----- MATERIAL FOR THIS EXERCISE -----
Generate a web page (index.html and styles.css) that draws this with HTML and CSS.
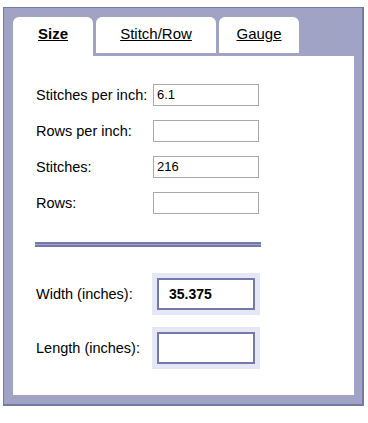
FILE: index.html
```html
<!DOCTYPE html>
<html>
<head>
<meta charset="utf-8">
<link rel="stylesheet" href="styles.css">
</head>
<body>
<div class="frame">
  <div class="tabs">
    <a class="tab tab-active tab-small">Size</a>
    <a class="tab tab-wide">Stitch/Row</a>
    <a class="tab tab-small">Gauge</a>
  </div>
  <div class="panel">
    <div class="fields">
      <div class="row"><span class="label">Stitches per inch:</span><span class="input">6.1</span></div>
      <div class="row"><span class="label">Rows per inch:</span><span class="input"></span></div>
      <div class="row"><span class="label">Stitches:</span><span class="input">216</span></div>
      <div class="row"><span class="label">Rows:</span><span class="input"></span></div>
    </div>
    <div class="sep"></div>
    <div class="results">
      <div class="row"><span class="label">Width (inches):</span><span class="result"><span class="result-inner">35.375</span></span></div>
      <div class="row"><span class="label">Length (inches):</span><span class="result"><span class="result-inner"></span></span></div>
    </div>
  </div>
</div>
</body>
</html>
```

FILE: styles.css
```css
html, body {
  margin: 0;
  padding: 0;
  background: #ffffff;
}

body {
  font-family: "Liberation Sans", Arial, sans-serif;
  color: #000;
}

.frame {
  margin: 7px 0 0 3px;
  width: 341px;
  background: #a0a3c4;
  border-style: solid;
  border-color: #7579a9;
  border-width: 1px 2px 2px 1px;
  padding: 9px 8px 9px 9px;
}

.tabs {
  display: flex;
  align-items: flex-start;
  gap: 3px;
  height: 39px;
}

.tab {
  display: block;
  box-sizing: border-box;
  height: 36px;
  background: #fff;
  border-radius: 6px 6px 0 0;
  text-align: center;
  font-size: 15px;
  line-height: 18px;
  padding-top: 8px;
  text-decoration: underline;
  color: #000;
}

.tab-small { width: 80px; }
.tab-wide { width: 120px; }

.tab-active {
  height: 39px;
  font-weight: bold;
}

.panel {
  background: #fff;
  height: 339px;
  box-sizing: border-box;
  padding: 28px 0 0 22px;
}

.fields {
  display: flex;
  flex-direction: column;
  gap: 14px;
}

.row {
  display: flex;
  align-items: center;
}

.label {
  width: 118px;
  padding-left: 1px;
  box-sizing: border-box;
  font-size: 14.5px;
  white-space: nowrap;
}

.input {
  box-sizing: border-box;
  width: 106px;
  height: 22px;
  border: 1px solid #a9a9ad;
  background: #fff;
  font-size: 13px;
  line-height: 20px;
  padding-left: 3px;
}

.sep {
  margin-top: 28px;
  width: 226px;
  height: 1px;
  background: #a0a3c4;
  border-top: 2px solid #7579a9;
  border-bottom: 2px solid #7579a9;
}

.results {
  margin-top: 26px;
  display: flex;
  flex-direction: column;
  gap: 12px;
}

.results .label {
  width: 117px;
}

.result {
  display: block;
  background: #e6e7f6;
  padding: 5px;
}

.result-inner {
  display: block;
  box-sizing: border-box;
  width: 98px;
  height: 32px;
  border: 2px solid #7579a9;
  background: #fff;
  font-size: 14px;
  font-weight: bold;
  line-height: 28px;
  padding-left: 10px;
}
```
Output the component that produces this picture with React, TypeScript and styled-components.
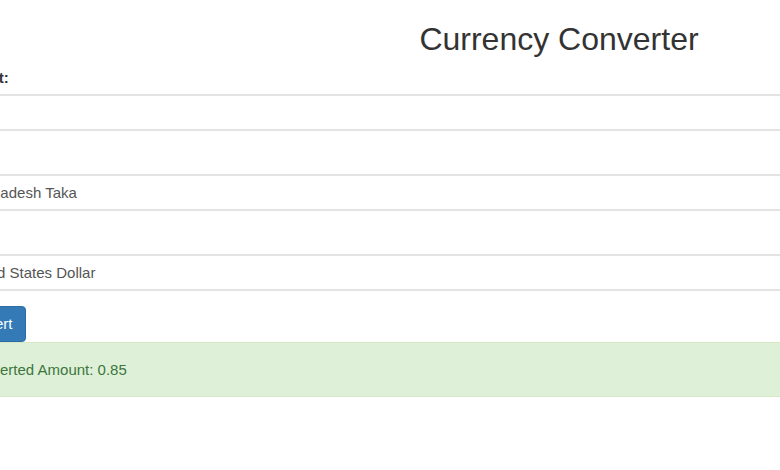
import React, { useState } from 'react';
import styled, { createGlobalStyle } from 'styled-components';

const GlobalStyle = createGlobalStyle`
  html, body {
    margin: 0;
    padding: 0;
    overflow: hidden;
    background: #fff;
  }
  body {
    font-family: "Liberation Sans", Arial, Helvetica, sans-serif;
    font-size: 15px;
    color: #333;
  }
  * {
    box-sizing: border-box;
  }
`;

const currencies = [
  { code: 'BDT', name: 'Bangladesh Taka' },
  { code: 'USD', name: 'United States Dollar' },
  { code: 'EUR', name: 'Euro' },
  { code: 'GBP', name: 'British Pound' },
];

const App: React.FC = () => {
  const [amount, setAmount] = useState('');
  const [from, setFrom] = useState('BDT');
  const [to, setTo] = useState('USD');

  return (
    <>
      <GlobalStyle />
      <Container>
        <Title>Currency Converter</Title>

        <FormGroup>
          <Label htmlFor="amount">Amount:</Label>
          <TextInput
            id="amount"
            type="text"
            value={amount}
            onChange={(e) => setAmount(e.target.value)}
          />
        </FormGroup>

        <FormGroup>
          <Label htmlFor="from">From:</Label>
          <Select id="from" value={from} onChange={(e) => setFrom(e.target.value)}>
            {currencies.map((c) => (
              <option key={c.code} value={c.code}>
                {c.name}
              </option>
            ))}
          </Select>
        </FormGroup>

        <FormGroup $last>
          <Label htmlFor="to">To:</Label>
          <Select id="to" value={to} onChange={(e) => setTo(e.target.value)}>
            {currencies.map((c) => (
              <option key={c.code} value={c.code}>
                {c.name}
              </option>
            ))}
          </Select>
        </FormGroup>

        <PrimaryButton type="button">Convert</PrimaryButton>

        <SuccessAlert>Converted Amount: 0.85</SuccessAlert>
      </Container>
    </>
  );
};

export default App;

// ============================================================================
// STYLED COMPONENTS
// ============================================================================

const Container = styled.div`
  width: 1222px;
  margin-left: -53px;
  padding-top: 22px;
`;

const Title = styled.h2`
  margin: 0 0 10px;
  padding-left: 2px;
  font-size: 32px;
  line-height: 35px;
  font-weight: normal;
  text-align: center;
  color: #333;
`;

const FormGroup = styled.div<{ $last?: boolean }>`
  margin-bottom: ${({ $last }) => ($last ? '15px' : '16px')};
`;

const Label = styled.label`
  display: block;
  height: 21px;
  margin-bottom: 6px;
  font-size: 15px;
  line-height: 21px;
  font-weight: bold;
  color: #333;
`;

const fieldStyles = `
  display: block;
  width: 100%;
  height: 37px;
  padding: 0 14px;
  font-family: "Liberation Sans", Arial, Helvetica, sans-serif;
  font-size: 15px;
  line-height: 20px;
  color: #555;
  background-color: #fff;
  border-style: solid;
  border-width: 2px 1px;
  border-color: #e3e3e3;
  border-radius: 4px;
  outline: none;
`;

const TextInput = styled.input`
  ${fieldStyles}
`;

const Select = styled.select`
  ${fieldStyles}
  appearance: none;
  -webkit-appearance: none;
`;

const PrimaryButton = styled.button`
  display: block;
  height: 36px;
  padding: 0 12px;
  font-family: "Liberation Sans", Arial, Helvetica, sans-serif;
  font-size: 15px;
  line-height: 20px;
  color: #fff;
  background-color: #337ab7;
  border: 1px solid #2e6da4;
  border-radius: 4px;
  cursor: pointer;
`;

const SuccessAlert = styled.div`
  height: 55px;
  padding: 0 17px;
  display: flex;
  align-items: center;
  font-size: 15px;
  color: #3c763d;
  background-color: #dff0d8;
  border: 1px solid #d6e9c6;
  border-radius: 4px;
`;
-----
AIM:
Reproduce the material in its entirety and word for word, without the pictures.

RESPONSE TO THIS EXERCISE:
Generate a web page (index.html and styles.css) that draws this with HTML and CSS.
FILE: index.html
```html
<!DOCTYPE html>
<html>
<head>
<meta charset="utf-8">
<link rel="stylesheet" href="styles.css">
</head>
<body>
<div class="frame">
  <div class="tabs">
    <a class="tab tab-active tab-small">Size</a>
    <a class="tab tab-wide">Stitch/Row</a>
    <a class="tab tab-small">Gauge</a>
  </div>
  <div class="panel">
    <div class="fields">
      <div class="row"><span class="label">Stitches per inch:</span><span class="input">6.1</span></div>
      <div class="row"><span class="label">Rows per inch:</span><span class="input"></span></div>
      <div class="row"><span class="label">Stitches:</span><span class="input">216</span></div>
      <div class="row"><span class="label">Rows:</span><span class="input"></span></div>
    </div>
    <div class="sep"></div>
    <div class="results">
      <div class="row"><span class="label">Width (inches):</span><span class="result"><span class="result-inner">35.375</span></span></div>
      <div class="row"><span class="label">Length (inches):</span><span class="result"><span class="result-inner"></span></span></div>
    </div>
  </div>
</div>
</body>
</html>
```

FILE: styles.css
```css
html, body {
  margin: 0;
  padding: 0;
  background: #ffffff;
}

body {
  font-family: "Liberation Sans", Arial, sans-serif;
  color: #000;
}

.frame {
  margin: 7px 0 0 3px;
  width: 341px;
  background: #a0a3c4;
  border-style: solid;
  border-color: #7579a9;
  border-width: 1px 2px 2px 1px;
  padding: 9px 8px 9px 9px;
}

.tabs {
  display: flex;
  align-items: flex-start;
  gap: 3px;
  height: 39px;
}

.tab {
  display: block;
  box-sizing: border-box;
  height: 36px;
  background: #fff;
  border-radius: 6px 6px 0 0;
  text-align: center;
  font-size: 15px;
  line-height: 18px;
  padding-top: 8px;
  text-decoration: underline;
  color: #000;
}

.tab-small { width: 80px; }
.tab-wide { width: 120px; }

.tab-active {
  height: 39px;
  font-weight: bold;
}

.panel {
  background: #fff;
  height: 339px;
  box-sizing: border-box;
  padding: 28px 0 0 22px;
}

.fields {
  display: flex;
  flex-direction: column;
  gap: 14px;
}

.row {
  display: flex;
  align-items: center;
}

.label {
  width: 118px;
  padding-left: 1px;
  box-sizing: border-box;
  font-size: 14.5px;
  white-space: nowrap;
}

.input {
  box-sizing: border-box;
  width: 106px;
  height: 22px;
  border: 1px solid #a9a9ad;
  background: #fff;
  font-size: 13px;
  line-height: 20px;
  padding-left: 3px;
}

.sep {
  margin-top: 28px;
  width: 226px;
  height: 1px;
  background: #a0a3c4;
  border-top: 2px solid #7579a9;
  border-bottom: 2px solid #7579a9;
}

.results {
  margin-top: 26px;
  display: flex;
  flex-direction: column;
  gap: 12px;
}

.results .label {
  width: 117px;
}

.result {
  display: block;
  background: #e6e7f6;
  padding: 5px;
}

.result-inner {
  display: block;
  box-sizing: border-box;
  width: 98px;
  height: 32px;
  border: 2px solid #7579a9;
  background: #fff;
  font-size: 14px;
  font-weight: bold;
  line-height: 28px;
  padding-left: 10px;
}
```
Output the component that produces this picture with React, TypeScript and styled-components.
import React, { useState } from 'react';
import styled, { createGlobalStyle } from 'styled-components';

const GlobalStyle = createGlobalStyle`
  html, body {
    margin: 0;
    padding: 0;
    overflow: hidden;
    background: #fff;
  }
  body {
    font-family: "Liberation Sans", Arial, Helvetica, sans-serif;
    font-size: 15px;
    color: #333;
  }
  * {
    box-sizing: border-box;
  }
`;

const currencies = [
  { code: 'BDT', name: 'Bangladesh Taka' },
  { code: 'USD', name: 'United States Dollar' },
  { code: 'EUR', name: 'Euro' },
  { code: 'GBP', name: 'British Pound' },
];

const App: React.FC = () => {
  const [amount, setAmount] = useState('');
  const [from, setFrom] = useState('BDT');
  const [to, setTo] = useState('USD');

  return (
    <>
      <GlobalStyle />
      <Container>
        <Title>Currency Converter</Title>

        <FormGroup>
          <Label htmlFor="amount">Amount:</Label>
          <TextInput
            id="amount"
            type="text"
            value={amount}
            onChange={(e) => setAmount(e.target.value)}
          />
        </FormGroup>

        <FormGroup>
          <Label htmlFor="from">From:</Label>
          <Select id="from" value={from} onChange={(e) => setFrom(e.target.value)}>
            {currencies.map((c) => (
              <option key={c.code} value={c.code}>
                {c.name}
              </option>
            ))}
          </Select>
        </FormGroup>

        <FormGroup $last>
          <Label htmlFor="to">To:</Label>
          <Select id="to" value={to} onChange={(e) => setTo(e.target.value)}>
            {currencies.map((c) => (
              <option key={c.code} value={c.code}>
                {c.name}
              </option>
            ))}
          </Select>
        </FormGroup>

        <PrimaryButton type="button">Convert</PrimaryButton>

        <SuccessAlert>Converted Amount: 0.85</SuccessAlert>
      </Container>
    </>
  );
};

export default App;

// ============================================================================
// STYLED COMPONENTS
// ============================================================================

const Container = styled.div`
  width: 1222px;
  margin-left: -53px;
  padding-top: 22px;
`;

const Title = styled.h2`
  margin: 0 0 10px;
  padding-left: 2px;
  font-size: 32px;
  line-height: 35px;
  font-weight: normal;
  text-align: center;
  color: #333;
`;

const FormGroup = styled.div<{ $last?: boolean }>`
  margin-bottom: ${({ $last }) => ($last ? '15px' : '16px')};
`;

const Label = styled.label`
  display: block;
  height: 21px;
  margin-bottom: 6px;
  font-size: 15px;
  line-height: 21px;
  font-weight: bold;
  color: #333;
`;

const fieldStyles = `
  display: block;
  width: 100%;
  height: 37px;
  padding: 0 14px;
  font-family: "Liberation Sans", Arial, Helvetica, sans-serif;
  font-size: 15px;
  line-height: 20px;
  color: #555;
  background-color: #fff;
  border-style: solid;
  border-width: 2px 1px;
  border-color: #e3e3e3;
  border-radius: 4px;
  outline: none;
`;

const TextInput = styled.input`
  ${fieldStyles}
`;

const Select = styled.select`
  ${fieldStyles}
  appearance: none;
  -webkit-appearance: none;
`;

const PrimaryButton = styled.button`
  display: block;
  height: 36px;
  padding: 0 12px;
  font-family: "Liberation Sans", Arial, Helvetica, sans-serif;
  font-size: 15px;
  line-height: 20px;
  color: #fff;
  background-color: #337ab7;
  border: 1px solid #2e6da4;
  border-radius: 4px;
  cursor: pointer;
`;

const SuccessAlert = styled.div`
  height: 55px;
  padding: 0 17px;
  display: flex;
  align-items: center;
  font-size: 15px;
  color: #3c763d;
  background-color: #dff0d8;
  border: 1px solid #d6e9c6;
  border-radius: 4px;
`;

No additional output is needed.